◆ **Problem description**: Omit all images. Transcribe the rest of the material below exactly.

-*-*-

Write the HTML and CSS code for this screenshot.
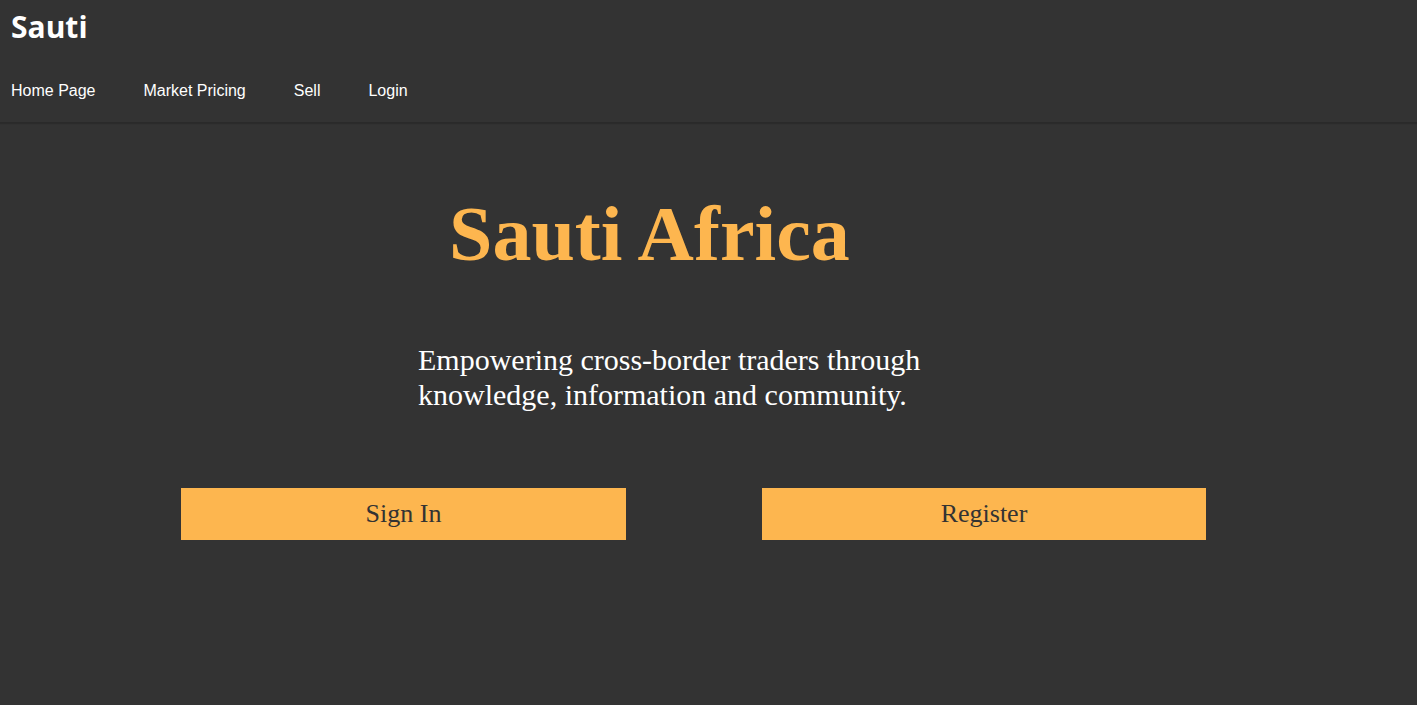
FILE: index.html
```html
<!DOCTYPE html>
<html lang="en">
<head>
<meta charset="utf-8">
<title>Sauti Africa</title>
<link rel="stylesheet" href="styles.css">
</head>
<body>
<header class="site-header">
  <div class="brand">Sauti</div>
  <nav class="nav">
    <a href="#">Home Page</a>
    <a href="#">Market Pricing</a>
    <a href="#">Sell</a>
    <a href="#">Login</a>
  </nav>
</header>
<main class="hero">
  <h1 class="hero-title">Sauti Africa</h1>
  <p class="hero-text">Empowering cross-border traders through<br>knowledge, information and community.</p>
  <div class="actions">
    <a class="btn btn-signin" href="#">Sign In</a>
    <a class="btn btn-register" href="#">Register</a>
  </div>
</main>
</body>
</html>
```

FILE: styles.css
```css
html, body {
  margin: 0;
  padding: 0;
  background: #333333;
  height: 100%;
}
body {
  font-family: "Liberation Serif", "Times New Roman", serif;
  color: #ffffff;
}
.site-header {
  display: flex;
  flex-direction: column;
  padding: 0 11px;
  height: 123px;
  box-sizing: border-box;
  border-bottom: 1px solid #2a2a2a;
  box-shadow: 0 1px 1px rgba(0,0,0,0.15);
}
.brand {
  font-family: "Open Sans", "Noto Sans", sans-serif;
  font-weight: 700;
  font-size: 30px;
  line-height: 1;
  padding-top: 12px;
  color: #ffffff;
}
.nav {
  display: flex;
  gap: 48px;
  margin-top: 40px;
}
.nav a {
  font-family: "Liberation Sans", Arial, sans-serif;
  font-size: 16px;
  color: #ffffff;
  text-decoration: none;
}
.hero {
  display: flex;
  flex-direction: column;
}
.hero-title {
  margin: 72px 0 0 449px;
  font-size: 78px;
  line-height: 1;
  font-weight: 700;
  color: #fdb64f;
}
.hero-text {
  margin: 70px 0 0 418px;
  font-size: 30px;
  line-height: 34.5px;
}
.actions {
  display: flex;
  gap: 136px;
  margin: 76px 0 0 181px;
}
.btn {
  display: flex;
  align-items: center;
  justify-content: center;
  width: 445px;
  height: 52px;
  background: #fdb64f;
  color: #333333;
  font-size: 26px;
  text-decoration: none;
}
.btn-register {
  width: 444px;
}
```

-*-*-

◆ **Result of this task**:
Write the HTML and CSS code for this screenshot.
FILE: index.html
```html
<!DOCTYPE html>
<html lang="en">
<head>
<meta charset="utf-8">
<title>Sauti Africa</title>
<link rel="stylesheet" href="styles.css">
</head>
<body>
<header class="site-header">
  <div class="brand">Sauti</div>
  <nav class="nav">
    <a href="#">Home Page</a>
    <a href="#">Market Pricing</a>
    <a href="#">Sell</a>
    <a href="#">Login</a>
  </nav>
</header>
<main class="hero">
  <h1 class="hero-title">Sauti Africa</h1>
  <p class="hero-text">Empowering cross-border traders through<br>knowledge, information and community.</p>
  <div class="actions">
    <a class="btn btn-signin" href="#">Sign In</a>
    <a class="btn btn-register" href="#">Register</a>
  </div>
</main>
</body>
</html>
```

FILE: styles.css
```css
html, body {
  margin: 0;
  padding: 0;
  background: #333333;
  height: 100%;
}
body {
  font-family: "Liberation Serif", "Times New Roman", serif;
  color: #ffffff;
}
.site-header {
  display: flex;
  flex-direction: column;
  padding: 0 11px;
  height: 123px;
  box-sizing: border-box;
  border-bottom: 1px solid #2a2a2a;
  box-shadow: 0 1px 1px rgba(0,0,0,0.15);
}
.brand {
  font-family: "Open Sans", "Noto Sans", sans-serif;
  font-weight: 700;
  font-size: 30px;
  line-height: 1;
  padding-top: 12px;
  color: #ffffff;
}
.nav {
  display: flex;
  gap: 48px;
  margin-top: 40px;
}
.nav a {
  font-family: "Liberation Sans", Arial, sans-serif;
  font-size: 16px;
  color: #ffffff;
  text-decoration: none;
}
.hero {
  display: flex;
  flex-direction: column;
}
.hero-title {
  margin: 72px 0 0 449px;
  font-size: 78px;
  line-height: 1;
  font-weight: 700;
  color: #fdb64f;
}
.hero-text {
  margin: 70px 0 0 418px;
  font-size: 30px;
  line-height: 34.5px;
}
.actions {
  display: flex;
  gap: 136px;
  margin: 76px 0 0 181px;
}
.btn {
  display: flex;
  align-items: center;
  justify-content: center;
  width: 445px;
  height: 52px;
  background: #fdb64f;
  color: #333333;
  font-size: 26px;
  text-decoration: none;
}
.btn-register {
  width: 444px;
}
```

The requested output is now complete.